* START DATASET *

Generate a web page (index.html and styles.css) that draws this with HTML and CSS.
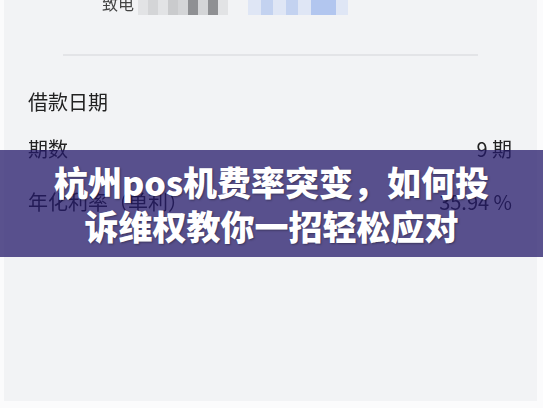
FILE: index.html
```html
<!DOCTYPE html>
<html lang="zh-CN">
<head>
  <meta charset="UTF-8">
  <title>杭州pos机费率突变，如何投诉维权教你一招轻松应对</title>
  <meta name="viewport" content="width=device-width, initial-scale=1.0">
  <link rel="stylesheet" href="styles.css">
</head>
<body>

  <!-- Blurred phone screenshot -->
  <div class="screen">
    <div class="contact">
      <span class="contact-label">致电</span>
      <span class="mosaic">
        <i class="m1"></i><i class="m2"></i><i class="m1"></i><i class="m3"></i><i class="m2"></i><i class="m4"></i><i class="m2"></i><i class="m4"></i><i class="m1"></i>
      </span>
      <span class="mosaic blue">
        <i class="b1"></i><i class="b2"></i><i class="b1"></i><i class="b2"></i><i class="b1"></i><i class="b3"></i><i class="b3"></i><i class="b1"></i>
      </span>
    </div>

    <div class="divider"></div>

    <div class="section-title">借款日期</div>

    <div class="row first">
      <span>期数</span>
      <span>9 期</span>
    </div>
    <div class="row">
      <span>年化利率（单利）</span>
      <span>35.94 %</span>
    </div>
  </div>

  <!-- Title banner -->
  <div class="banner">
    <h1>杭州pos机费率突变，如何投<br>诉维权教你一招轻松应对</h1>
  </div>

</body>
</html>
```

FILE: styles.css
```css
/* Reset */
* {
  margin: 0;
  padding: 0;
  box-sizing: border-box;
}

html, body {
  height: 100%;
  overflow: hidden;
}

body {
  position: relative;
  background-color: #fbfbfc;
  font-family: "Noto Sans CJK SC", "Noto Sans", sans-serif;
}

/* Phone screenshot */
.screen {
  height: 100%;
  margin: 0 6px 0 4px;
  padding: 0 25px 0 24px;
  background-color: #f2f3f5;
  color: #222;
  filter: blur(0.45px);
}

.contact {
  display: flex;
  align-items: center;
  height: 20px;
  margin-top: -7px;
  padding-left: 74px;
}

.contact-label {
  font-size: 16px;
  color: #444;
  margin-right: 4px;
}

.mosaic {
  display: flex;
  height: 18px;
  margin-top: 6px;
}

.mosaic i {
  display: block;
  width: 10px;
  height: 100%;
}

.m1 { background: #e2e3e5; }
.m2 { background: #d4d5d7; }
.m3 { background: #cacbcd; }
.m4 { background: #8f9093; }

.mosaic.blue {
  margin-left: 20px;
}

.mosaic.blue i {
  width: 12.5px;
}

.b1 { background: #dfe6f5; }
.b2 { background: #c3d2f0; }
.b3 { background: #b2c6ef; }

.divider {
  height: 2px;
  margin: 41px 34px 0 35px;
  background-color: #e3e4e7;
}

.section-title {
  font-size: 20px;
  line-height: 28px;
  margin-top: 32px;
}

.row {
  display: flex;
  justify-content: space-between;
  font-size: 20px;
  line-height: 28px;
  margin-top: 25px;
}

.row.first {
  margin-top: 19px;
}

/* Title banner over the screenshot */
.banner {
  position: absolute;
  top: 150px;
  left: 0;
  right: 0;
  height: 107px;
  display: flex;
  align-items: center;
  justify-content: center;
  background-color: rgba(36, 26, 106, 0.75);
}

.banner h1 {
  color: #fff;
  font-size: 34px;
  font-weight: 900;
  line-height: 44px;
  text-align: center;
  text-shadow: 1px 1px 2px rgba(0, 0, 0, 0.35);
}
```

* END DATASET *
* START DATASET *

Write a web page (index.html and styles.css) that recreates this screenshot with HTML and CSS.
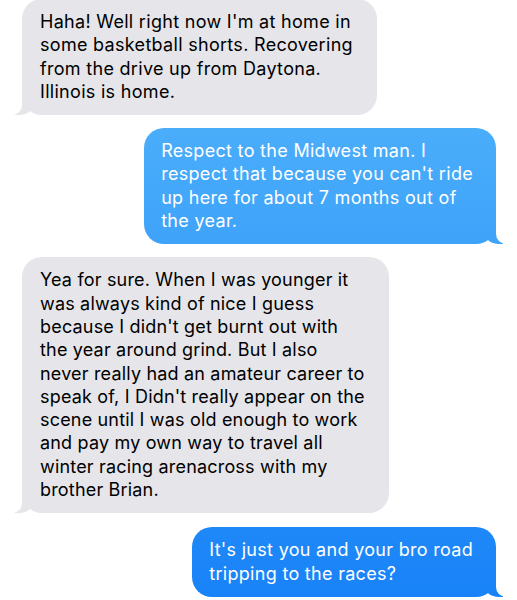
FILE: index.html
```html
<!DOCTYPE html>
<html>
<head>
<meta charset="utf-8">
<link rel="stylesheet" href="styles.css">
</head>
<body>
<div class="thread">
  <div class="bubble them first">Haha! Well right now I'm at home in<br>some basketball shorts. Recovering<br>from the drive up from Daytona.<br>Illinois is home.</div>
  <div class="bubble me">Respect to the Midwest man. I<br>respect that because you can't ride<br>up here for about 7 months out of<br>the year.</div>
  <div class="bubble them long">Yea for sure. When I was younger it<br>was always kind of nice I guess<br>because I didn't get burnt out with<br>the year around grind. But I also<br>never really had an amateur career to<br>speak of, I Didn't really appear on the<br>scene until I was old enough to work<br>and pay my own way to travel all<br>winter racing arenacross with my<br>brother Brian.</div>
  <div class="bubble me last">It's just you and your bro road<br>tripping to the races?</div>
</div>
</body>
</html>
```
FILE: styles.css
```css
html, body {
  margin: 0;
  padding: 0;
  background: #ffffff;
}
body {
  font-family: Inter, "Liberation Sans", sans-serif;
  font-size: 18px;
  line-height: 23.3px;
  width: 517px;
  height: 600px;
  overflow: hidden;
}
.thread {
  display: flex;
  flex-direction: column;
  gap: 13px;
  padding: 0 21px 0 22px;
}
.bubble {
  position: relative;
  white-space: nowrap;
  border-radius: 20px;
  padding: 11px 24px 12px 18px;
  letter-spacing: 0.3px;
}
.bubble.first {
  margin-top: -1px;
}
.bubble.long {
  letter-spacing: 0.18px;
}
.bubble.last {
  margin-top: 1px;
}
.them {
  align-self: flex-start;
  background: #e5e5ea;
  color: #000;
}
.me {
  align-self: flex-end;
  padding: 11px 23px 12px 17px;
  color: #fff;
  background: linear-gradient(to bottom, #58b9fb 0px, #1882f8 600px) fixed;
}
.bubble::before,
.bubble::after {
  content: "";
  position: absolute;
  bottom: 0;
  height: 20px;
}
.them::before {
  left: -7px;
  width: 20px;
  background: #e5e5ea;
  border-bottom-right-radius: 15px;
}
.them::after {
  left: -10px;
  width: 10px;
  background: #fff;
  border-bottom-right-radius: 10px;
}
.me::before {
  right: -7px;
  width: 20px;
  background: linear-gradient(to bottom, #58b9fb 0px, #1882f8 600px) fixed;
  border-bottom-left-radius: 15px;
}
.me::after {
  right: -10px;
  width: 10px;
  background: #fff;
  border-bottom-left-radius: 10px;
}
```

* END DATASET *
* START DATASET *

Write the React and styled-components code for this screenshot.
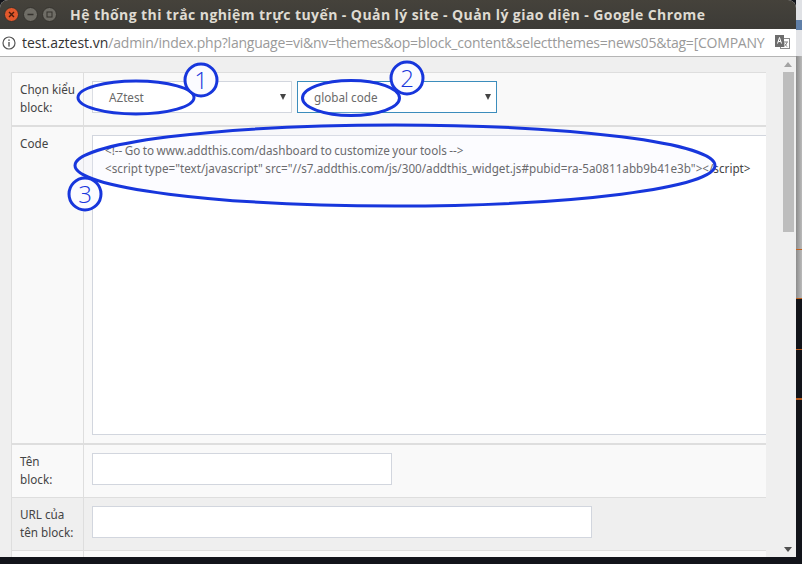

* END DATASET *

- _EXERCISE BRIEF_:
Where a line above holds the string "screenshot", show that line.

- _CORRECT RESULT_:
  <!-- Blurred phone screenshot -->
/* Phone screenshot */
/* Title banner over the screenshot */
Write a web page (index.html and styles.css) that recreates this screenshot with HTML and CSS.
Write the React and styled-components code for this screenshot.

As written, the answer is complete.